Most churches in Iceland are Lutheran. They “won” the wars of the reformation. This one is in the south of Iceland. AO, our guide, said that in Iceland only 2% of people now attend church regularly. Do they need a revival?


Pingvallarkirkja church (which you can see in the distance on this photograph) is inside the National Park and is associated with the original Parliament of Iceland which they claim was the first in the world.


This is a Catholic Church. To me it looks more like a grain elevator than a church. I should say I also love grain elevators. I call them prairie castles.

Whisper words of Wisdom

I am still struggling with the concept of moral humility–an elusive but important goal.

A good friend of mine, much smarter than me, told me that he does not feel he can do more than ask gentle questions. He is very effective at avoiding excessive arrogance. He practices moral humility. I aim to move in that direction.

That does not mean I should be silent. I think that if we see someone acting badly, particularly if that person is in power, we should speak. We should do that respectfully, but we may and should do that. I am trying to teach myself to criticize gently, without pontificating. That is not easy.

Today I learned something valuable for a fellow walker in our walking club.  He is a strong Christian—even an evangelical Christian I would guess—and said he had learned something valuable recently.  He said when talking to someone he never tried to convert the other person. Rather, he said,  “I ask questions,” he said, “all I want to do is leave a stone in the other person’s shoe”.

I know that I have been pontificating too much. For example, I have been very critical of capitalism.  I have never denied that capitalism has done a lot of good. It has pulled hundreds of millions out of extreme poverty into poverty. That is a momentous achievement. We need to do even better, but that is not nothing. It is a lot. I doubt that I have converted anyone.

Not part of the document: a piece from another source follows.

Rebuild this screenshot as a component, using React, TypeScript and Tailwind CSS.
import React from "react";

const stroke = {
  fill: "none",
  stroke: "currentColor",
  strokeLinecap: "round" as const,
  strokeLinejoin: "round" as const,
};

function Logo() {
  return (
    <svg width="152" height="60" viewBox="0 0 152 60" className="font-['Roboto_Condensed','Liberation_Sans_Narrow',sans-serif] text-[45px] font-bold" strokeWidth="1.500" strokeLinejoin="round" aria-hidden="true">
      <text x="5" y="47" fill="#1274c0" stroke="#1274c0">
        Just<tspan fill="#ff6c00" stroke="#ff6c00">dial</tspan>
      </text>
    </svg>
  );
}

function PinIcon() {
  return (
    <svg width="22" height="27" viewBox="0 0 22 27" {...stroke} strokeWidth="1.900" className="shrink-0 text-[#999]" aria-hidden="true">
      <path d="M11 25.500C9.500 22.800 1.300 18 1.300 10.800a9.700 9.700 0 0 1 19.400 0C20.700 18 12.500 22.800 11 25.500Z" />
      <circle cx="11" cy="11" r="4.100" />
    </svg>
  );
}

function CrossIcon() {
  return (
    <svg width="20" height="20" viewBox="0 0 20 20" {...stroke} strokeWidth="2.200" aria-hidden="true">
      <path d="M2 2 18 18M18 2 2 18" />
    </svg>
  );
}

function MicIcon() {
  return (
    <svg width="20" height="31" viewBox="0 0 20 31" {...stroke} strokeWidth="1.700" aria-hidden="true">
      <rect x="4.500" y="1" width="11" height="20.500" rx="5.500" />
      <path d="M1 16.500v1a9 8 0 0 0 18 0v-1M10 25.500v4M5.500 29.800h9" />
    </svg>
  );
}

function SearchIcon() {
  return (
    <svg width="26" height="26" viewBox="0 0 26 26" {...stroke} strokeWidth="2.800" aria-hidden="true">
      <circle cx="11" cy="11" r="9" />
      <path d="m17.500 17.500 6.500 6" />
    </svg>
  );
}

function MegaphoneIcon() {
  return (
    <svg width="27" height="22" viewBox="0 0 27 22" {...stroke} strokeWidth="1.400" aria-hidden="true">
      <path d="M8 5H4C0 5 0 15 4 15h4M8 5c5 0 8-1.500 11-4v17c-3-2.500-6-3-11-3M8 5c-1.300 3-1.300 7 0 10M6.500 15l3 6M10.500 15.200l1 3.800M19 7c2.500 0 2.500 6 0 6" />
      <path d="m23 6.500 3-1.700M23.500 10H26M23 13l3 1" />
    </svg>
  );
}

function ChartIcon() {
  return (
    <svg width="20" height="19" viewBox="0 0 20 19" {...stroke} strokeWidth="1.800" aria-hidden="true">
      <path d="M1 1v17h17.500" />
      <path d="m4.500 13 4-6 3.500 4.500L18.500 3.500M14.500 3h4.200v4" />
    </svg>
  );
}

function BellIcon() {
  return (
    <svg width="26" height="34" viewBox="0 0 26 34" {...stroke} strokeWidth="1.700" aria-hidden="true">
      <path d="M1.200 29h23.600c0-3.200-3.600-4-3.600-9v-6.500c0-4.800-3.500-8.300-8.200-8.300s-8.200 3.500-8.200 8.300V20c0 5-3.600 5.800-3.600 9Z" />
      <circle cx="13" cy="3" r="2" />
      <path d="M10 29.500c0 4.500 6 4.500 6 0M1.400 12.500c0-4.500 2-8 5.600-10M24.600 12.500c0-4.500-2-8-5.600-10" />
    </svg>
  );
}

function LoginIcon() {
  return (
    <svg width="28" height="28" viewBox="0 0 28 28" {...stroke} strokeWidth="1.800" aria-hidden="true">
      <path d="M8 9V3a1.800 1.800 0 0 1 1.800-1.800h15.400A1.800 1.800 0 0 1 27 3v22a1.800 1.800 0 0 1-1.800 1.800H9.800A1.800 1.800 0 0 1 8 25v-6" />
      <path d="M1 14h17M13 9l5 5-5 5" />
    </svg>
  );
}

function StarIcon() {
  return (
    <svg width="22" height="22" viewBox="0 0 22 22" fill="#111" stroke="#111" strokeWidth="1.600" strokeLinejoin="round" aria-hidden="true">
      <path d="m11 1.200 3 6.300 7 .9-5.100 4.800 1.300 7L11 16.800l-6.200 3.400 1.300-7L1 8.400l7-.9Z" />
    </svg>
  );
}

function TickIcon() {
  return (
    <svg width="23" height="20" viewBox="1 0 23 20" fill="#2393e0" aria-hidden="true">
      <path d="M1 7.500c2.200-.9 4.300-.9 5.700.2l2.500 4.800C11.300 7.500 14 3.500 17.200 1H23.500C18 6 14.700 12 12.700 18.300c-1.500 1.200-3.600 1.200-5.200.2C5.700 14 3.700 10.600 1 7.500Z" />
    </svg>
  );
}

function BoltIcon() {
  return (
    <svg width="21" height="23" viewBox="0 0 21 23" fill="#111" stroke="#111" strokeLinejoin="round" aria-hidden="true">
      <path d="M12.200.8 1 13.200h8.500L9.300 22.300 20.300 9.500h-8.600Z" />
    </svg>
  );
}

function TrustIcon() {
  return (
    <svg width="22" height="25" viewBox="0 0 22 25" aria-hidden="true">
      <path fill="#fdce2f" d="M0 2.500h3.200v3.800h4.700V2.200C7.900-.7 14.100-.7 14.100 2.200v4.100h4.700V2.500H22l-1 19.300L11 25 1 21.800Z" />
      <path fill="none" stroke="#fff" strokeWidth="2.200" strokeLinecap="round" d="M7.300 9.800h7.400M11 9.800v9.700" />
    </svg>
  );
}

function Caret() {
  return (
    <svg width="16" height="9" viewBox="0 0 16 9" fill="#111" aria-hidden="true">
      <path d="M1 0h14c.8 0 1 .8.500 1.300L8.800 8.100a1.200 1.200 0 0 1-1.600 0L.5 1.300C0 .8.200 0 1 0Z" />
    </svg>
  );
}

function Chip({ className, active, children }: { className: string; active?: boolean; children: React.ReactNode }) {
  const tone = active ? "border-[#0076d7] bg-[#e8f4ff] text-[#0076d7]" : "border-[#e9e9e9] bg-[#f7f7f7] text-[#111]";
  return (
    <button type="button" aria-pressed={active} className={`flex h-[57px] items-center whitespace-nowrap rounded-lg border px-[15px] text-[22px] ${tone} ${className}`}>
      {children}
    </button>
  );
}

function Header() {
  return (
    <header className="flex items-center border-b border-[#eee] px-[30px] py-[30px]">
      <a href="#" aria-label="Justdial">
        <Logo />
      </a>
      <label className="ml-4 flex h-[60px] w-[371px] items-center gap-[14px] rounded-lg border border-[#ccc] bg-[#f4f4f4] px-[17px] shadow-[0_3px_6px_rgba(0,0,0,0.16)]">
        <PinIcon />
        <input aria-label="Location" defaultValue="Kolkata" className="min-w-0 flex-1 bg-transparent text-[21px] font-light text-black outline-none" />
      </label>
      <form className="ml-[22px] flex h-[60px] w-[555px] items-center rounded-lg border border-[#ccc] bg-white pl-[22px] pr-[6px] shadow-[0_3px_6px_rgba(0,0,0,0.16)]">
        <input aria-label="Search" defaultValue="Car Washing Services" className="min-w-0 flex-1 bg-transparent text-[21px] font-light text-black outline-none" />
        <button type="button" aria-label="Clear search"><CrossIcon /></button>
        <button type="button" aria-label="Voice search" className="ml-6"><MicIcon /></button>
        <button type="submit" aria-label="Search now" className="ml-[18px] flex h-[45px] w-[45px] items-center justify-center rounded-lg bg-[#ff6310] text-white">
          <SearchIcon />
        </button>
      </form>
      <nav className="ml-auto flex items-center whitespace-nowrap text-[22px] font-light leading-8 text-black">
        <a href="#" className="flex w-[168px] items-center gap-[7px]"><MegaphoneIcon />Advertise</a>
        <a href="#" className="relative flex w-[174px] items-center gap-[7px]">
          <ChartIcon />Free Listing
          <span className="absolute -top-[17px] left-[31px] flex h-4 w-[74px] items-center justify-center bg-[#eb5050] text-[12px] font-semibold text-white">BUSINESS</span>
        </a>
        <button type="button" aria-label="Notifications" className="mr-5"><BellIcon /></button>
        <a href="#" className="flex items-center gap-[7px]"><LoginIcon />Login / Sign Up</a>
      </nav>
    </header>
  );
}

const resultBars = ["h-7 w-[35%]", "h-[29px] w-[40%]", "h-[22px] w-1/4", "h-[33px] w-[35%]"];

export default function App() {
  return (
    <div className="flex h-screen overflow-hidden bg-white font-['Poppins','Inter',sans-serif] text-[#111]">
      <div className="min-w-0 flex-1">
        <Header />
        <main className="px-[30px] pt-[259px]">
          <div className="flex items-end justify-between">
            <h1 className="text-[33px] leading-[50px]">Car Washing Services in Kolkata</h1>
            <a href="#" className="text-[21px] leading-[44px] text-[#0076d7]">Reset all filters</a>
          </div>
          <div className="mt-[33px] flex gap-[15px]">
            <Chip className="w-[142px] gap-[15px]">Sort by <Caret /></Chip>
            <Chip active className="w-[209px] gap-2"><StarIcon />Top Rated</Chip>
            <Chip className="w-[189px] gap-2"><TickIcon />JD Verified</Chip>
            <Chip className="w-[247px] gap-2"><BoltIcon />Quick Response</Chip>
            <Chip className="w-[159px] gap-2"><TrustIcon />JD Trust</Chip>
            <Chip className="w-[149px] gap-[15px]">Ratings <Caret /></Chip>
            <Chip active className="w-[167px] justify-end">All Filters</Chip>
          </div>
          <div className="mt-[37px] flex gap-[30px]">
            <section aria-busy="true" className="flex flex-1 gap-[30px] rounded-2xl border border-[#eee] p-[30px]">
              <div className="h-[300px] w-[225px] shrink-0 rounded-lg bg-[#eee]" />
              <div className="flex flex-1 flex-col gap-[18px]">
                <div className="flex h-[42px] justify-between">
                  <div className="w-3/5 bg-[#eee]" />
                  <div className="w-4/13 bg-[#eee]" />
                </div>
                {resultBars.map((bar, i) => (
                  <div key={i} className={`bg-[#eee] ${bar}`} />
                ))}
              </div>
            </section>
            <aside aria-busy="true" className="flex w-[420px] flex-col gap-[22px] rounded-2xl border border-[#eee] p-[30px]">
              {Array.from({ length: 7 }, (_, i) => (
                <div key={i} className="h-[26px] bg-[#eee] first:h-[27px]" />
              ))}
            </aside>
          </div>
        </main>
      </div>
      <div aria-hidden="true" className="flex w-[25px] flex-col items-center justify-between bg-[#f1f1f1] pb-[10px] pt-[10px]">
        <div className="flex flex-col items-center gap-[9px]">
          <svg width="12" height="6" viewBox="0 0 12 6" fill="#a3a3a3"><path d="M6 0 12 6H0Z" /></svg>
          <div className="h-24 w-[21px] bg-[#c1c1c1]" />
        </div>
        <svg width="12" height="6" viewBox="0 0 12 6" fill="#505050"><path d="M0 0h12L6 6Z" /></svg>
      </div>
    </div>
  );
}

Yet that does not mean we must give capitalism a free pass. We cannot allow capitalists free rein to destroy life on the planet as sometimes they seem bent on doing. We must criticize, but do so with humility always remembering that we mightbe wrong. Recall the uncertainty principle. Act as if we might be wrong.

As the Beatles said, “Whisper words of wisdom. Let it be.”

Miracle Spring Water

Ring-necked Duck in “Reclaimed water”

Watching television I was stunned by a TV ad. The ad was from  television evangelist Peter Popoff  who did not ask for money. In fact he offered to give something away for free. There was a miracle right there. The product was “Miracle Spring Water.” “God’s plan for us has always been to be in health and prosper. He’s using the Miracle Spring Water to do just that.” A woman on the ad claimed, 2 days after she tried it she received $2,500 and then 2 days later $30,000! One young man said it changed his whole life. Another person said right after drinking it he got a new car! Another said that her relationship with her mother remarkably changed after imbibing the elixir. He asked people to call for a free bottle with absolutely no obligation. “You are next in line for a miracle.”

I didn’t call. Of course, I suspect that callers will be contacted eventually to buy something. After all people who believe in miracle spring water will believe anything. It is like wearing a sign “Gullible” on your forehead.

Canadian Singer/Songwriter Roy Forbes (formerly Bim) said if you don’t believe in miracles you may be taking bad advice.” Do you believe in miracles? Then I remembered I had seen miracle spring water that day–at Veterans Oasis Park in Chandler Arizona where spoiled wastewater has been recharged into creeks and a lake that lures birds from all across the state while providing a recreational for many people . Birders (Chris says we are bird brains)  like me. Fathers fishing with their children. Families enjoying a picnic beside the pond. That is miraculous spring water.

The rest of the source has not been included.